The parseargv() function loops through the arguments. For each argument, it first skips blanks, then remembers the address of the argument with &command[j], where the ampersand means "get me the address of the variable, not its value." Having found the start of an argument, it then scans for a blank or end of string, and then replaces the blank at the end of the command with a null. The result is the replacement of a single string with an array of strings without moving any of the text.

Files

In the above discussion, we ignored the question of open files. By default, when a process forks, both parent and child processes share all open files. By default, when a program uses some flavor of exec() to launch another program, the files that were open in the caller remain open in the new program.
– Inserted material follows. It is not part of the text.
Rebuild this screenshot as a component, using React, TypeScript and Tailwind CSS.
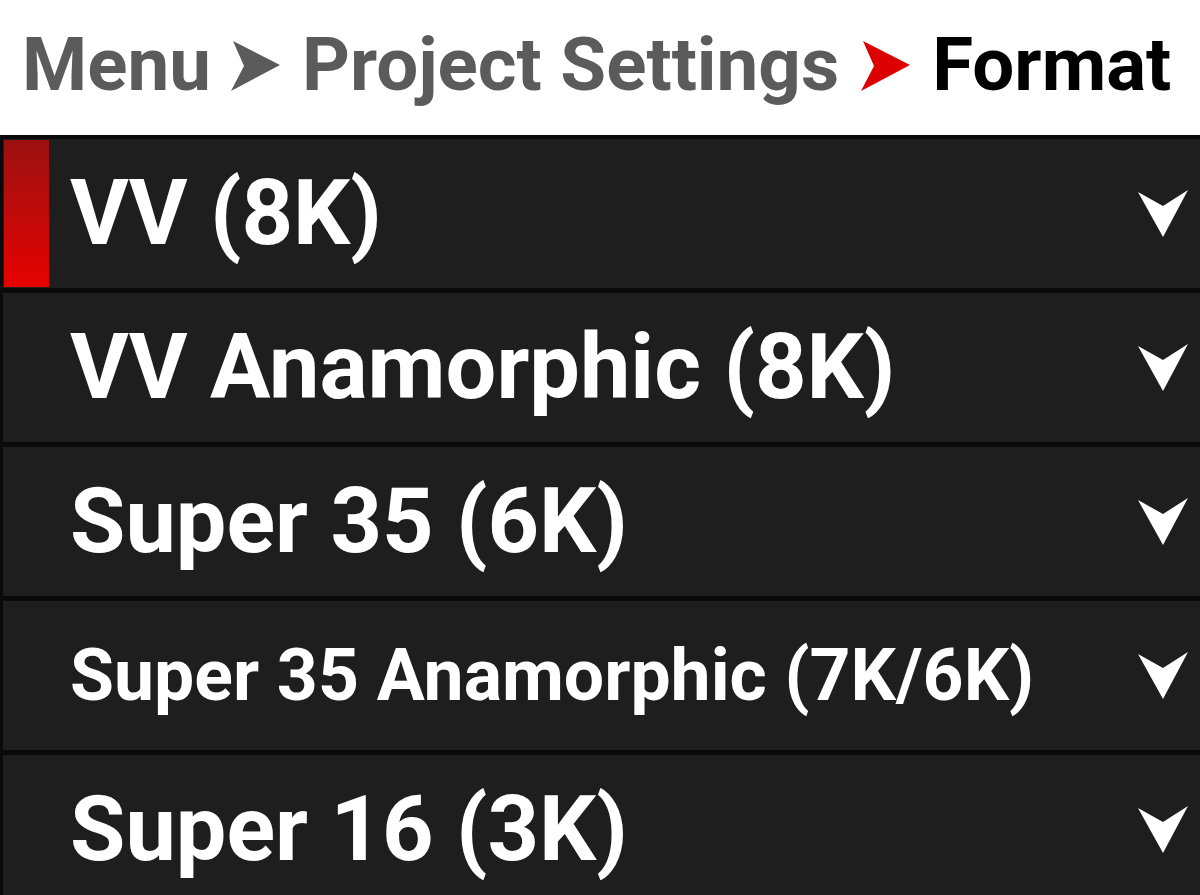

As we will see later, this has interesting security consequences.

It is possible to mark files to be automatically closed when the program does an exec(), but this is an unnecessary feature of Unix and its descendants, since a program that has open files ought to know about them, and knowing about them, the program could explicitly close them itself before calling exec().

What's Missing

Our example shell is missing a huge number of features. The code does nothing to deal with over-length lines, so formally speaking, it is in error. Built-in commands such as cd, if and while are completely absent. No tools are provided to support manipulation of the environment, for example, with built-in commands such as set to assign values to environment variables. There is no support for parameter and environment variable substitution, for example, by recognizing dollar signs as lead-ins to environment variable names. The use of quotation marks to enclose arguments that include blanks is missing, as is Input-output redirection. All of these would make interesting machine problems, and if they were all done, the resulting shell would be genuinely useful.